Here's a relic from those heady (pun intended) counterculture days of the 1960s-70s when headshops appeared on the scene. I remember one close to where I grew up that was called a record shop, but it was a headshop, too. As a teenager circa 1969-1972, my memories of that place were incense, paraphernalia that had nothing to do with music (or perhaps it did in an enhancement kind of way), hippie-looking staff and patrons, and some really cool records. I got introduced to the music of Townes Van Zandt there with his 1972 album, The Late Great Townes Van Zandt. But I digress.
Getting back to that other headshop... In a Salt Lake magazine article by John Pecorelli, a brief history of the Cosmic Aeroplane credits Stephen Jones with opening the business in 1967 as a headshop (the first in Salt Lake City, I'm sure).

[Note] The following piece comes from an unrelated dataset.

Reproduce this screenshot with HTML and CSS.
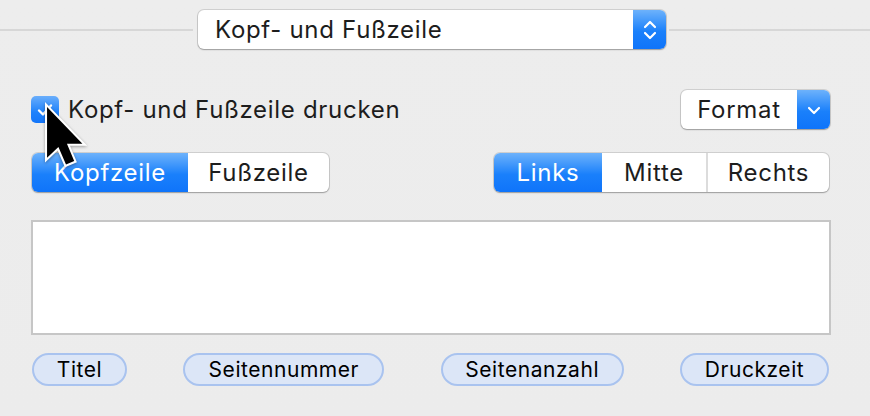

According to the article, the Cosmic Aeroplane developed a loyal counterculture following:
While Jones’ Cosmic Aeroplane was a good place to find out about bands coming Utah and purchase “imported beads and bells from San Francisco,” the shop, originally located on 900 E. and 900 S., provided a rallying point for Utah’s expanding consciousness until its closure in 1991. Books, used records, underground comix and dope paraphernalia were available, and with a move to larger digs, the Aeroplane opened an experimental theater in back (the Human Ensemble, then featuring KSL news fixture Shelley Osterloh). The larger space also accommodated a draft counseling center run by Hal Sparck, who had frequent legal wrangles with the Selective Service as a result, but always prevailed.

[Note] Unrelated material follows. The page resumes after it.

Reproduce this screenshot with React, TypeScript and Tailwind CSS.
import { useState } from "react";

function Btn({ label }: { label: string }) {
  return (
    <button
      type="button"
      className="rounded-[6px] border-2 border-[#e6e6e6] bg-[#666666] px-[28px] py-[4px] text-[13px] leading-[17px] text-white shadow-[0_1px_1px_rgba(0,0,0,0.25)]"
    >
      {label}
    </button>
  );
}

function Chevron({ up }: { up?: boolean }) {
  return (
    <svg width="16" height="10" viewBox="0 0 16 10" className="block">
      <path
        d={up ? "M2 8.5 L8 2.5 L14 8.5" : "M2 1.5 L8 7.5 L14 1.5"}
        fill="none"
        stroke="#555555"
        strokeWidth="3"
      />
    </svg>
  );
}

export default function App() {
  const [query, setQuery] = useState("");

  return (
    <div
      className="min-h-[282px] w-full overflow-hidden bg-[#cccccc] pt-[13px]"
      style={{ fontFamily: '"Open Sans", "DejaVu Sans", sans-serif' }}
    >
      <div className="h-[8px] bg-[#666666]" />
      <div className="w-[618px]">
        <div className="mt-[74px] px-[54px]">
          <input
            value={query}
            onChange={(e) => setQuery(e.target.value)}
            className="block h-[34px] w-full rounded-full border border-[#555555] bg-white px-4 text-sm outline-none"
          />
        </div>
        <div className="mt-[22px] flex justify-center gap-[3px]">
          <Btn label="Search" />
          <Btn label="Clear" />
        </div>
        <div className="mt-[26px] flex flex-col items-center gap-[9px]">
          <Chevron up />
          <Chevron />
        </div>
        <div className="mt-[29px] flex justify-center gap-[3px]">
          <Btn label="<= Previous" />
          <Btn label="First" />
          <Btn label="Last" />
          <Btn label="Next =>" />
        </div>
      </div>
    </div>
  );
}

I don't know if books were part of the mix when the place opened, or if they were gradually introduced into the shop's inventory, but in 1977 two new business partners ensured its legacy as a bookstore. Bruce Roberts and rare book dealer Ken Sanders provided an infusion of cash and expertise in books to help the shop blossom into a million-dollar business (at least one year reportedly).

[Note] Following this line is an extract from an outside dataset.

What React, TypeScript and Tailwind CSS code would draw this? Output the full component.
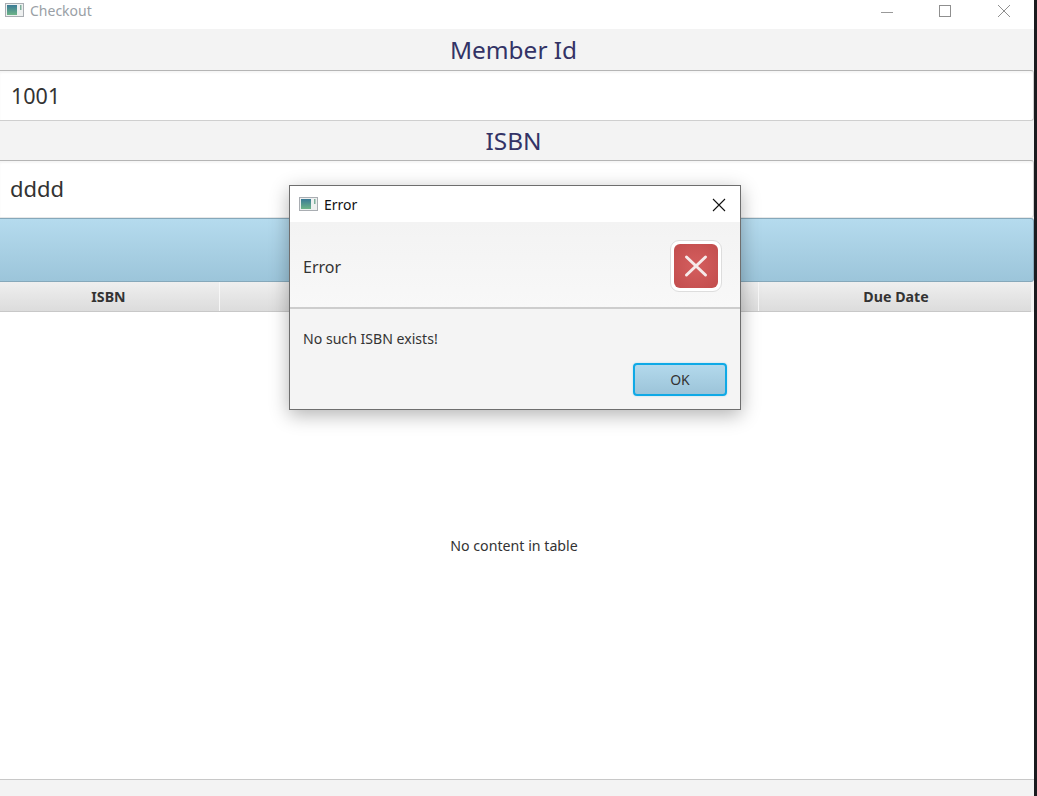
import React from "react";

const AppIcon = () => (
  <svg width="20" height="15" viewBox="0 0 20 15" className="shrink-0">
    <rect x="0.5" y="0.5" width="18" height="13" fill="#eef0f0" stroke="#a9adb2" />
    <defs>
      <linearGradient id="ic" x1="0" y1="0" x2="0" y2="1">
        <stop offset="0" stopColor="#3a7a96" />
        <stop offset="1" stopColor="#6db487" />
      </linearGradient>
    </defs>
    <rect x="2" y="2" width="10" height="10" fill="url(#ic)" />
    <rect x="15" y="2" width="1.5" height="5" fill="#7fb09c" />
  </svg>
);

const Label = ({ children, h }: { children: React.ReactNode; h: string }) => (
  <div className={`flex items-center justify-center bg-[#f3f3f3] pr-[7px] pt-[1px] text-[24.4px] leading-none text-[#333366] ${h}`}>
    {children}
  </div>
);

export default function App() {
  return (
    <div className="relative flex h-[796px] w-[1037px] overflow-hidden bg-[#1b1b1f] font-['Noto_Sans',sans-serif]">
      <div className="flex w-[1034px] flex-col bg-[#f3f3f3]">
        {/* Title bar */}
        <div className="flex h-[29px] items-center justify-between bg-white">
          <div className="flex items-center gap-[5px] pb-[8px] pl-[5px]">
            <AppIcon />
            <span className="text-[14px] leading-none text-[#9a9fa6]">Checkout</span>
          </div>
          <div className="flex items-center pb-[8px] text-[#8c8c8c]">
            <svg width="14" height="14" viewBox="0 0 14 14" className="mr-[44px]">
              <path d="M1 8.5H13" stroke="#999" strokeWidth="1" />
            </svg>
            <svg width="14" height="14" viewBox="0 0 14 14" className="mr-[45px]">
              <rect x="1.5" y="1.5" width="11" height="11" fill="none" stroke="#8f8f8f" strokeWidth="1" />
            </svg>
            <svg width="14" height="14" viewBox="0 0 14 14" className="mr-[23px]">
              <path d="M1 1L13 13M13 1L1 13" stroke="#8f8f8f" strokeWidth="1" />
            </svg>
          </div>
        </div>

        <Label h="h-[41px]">Member Id</Label>
        <div className="flex h-[51px] items-center rounded-r-[3px] border-y border-r border-t-[#b5b5b5] border-r-[#cfcfcf] border-b-[#cfcfcf] bg-white pl-[11px] text-[21.5px] leading-none text-[#333] shadow-[inset_0_2px_2px_rgba(0,0,0,0.04)]">
          1001
        </div>
        <Label h="h-[39px]">ISBN</Label>
        <div className="flex h-[58px] items-center rounded-r-[3px] border-y border-r border-t-[#b5b5b5] border-r-[#cfcfcf] border-b-[#e8e8e8] bg-white pb-[2px] pl-[10px] text-[22px] leading-none text-[#333] shadow-[inset_0_2px_2px_rgba(0,0,0,0.04)]">
          dddd
        </div>

        {/* Blue button bar */}
        <div className="h-[64px] rounded-r-[3px] border-y border-r border-y-[#86a8ba] border-r-[#86a8ba] bg-gradient-to-b from-[#b5dbee] to-[#9cc5da]" />

        {/* Table header */}
        <div className="mr-[3px] flex h-[30px] border-b border-[#c8c8c8] bg-gradient-to-b from-[#efefef] to-[#dcdcdc] text-[14.2px] font-bold leading-none text-[#333]">
          <div className="flex w-[220px] items-center justify-center border-r border-[#f7f7f7] pr-[2px] pt-[2px]">ISBN</div>
          <div className="flex w-[269px] border-r border-[#f7f7f7]" />
          <div className="flex w-[270px] border-r border-[#f7f7f7]" />
          <div className="flex flex-1 items-center justify-center pl-[2px] pt-[2px]">Due Date</div>
        </div>

        {/* Table body */}
        <div className="flex h-[467px] items-center justify-center bg-white pr-[6px] pt-[1px] text-[14.2px] leading-none text-[#333]">
          No content in table
        </div>

        {/* Footer */}
        <div className="flex-1 border-t border-[#c8c8c8] bg-[#f3f3f3]" />
      </div>

      {/* Dialog */}
      <div className="absolute left-[289px] top-[185px] flex h-[225px] w-[452px] flex-col border border-[#6e6e6e] bg-[#f4f4f4] shadow-[0_5px_18px_rgba(0,0,0,0.3)]">
        <div className="flex h-[36px] items-center justify-between bg-white pl-[9px] pr-[14px] pt-[1px]">
          <div className="flex items-center gap-[5px]">
            <AppIcon />
            <span className="text-[14px] leading-none text-[#111]">Error</span>
          </div>
          <svg width="14" height="14" viewBox="0 0 14 14">
            <path d="M1 1L13 13M13 1L1 13" stroke="#111" strokeWidth="1.1" />
          </svg>
        </div>
        <div className="flex h-[87px] items-center justify-between border-b-2 border-[#cdcdcd] bg-gradient-to-b from-[#f3f3f3] to-[#f8f8f8] pl-[13px] pr-[18px] pt-[3px]">
          <span className="pt-[2px] text-[16px] leading-none text-[#333]">Error</span>
          <div className="flex h-[52px] w-[52px] items-center justify-center rounded-[9px] border border-[#dddddd] bg-white">
            <div className="flex h-[44px] w-[44px] items-center justify-center rounded-[6px] bg-[radial-gradient(circle,#d45e5e,#c24d4d)]">
              <svg width="24" height="24" viewBox="0 0 24 24">
                <path d="M2.5 3L21.5 21M21.5 3L2.5 21" stroke="#f6eaea" strokeWidth="3" strokeLinecap="round" />
              </svg>
            </div>
          </div>
        </div>
        <div className="flex flex-1 flex-col px-[13px]">
          <div className="mt-[23px] text-[14.1px] leading-none text-[#333]">No such ISBN exists!</div>
          <div className="mt-[17px] flex justify-end">
            <div className="flex h-[33px] w-[94px] items-center justify-center rounded-[4px] border-2 border-[#0fa9e6] bg-gradient-to-b from-[#b3d9ec] to-[#9cc4d9] text-[14px] leading-none text-[#333] shadow-[0_0_2px_rgba(15,169,230,0.3)]">
              OK
            </div>
          </div>
        </div>
      </div>
    </div>
  );
}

This trade card or business card may be from the Roberts-Sanders era, as the address given is 366 South West Temple and the original location, stated in the quoted passage above, was elsewhere. Regardless, its ancestry boasts of vintage 1960s. But nothing lasts forever. By 1991 the Salt Lake City icon of counterculture and subversive literature and music met its demise, reported here in the Deseret News.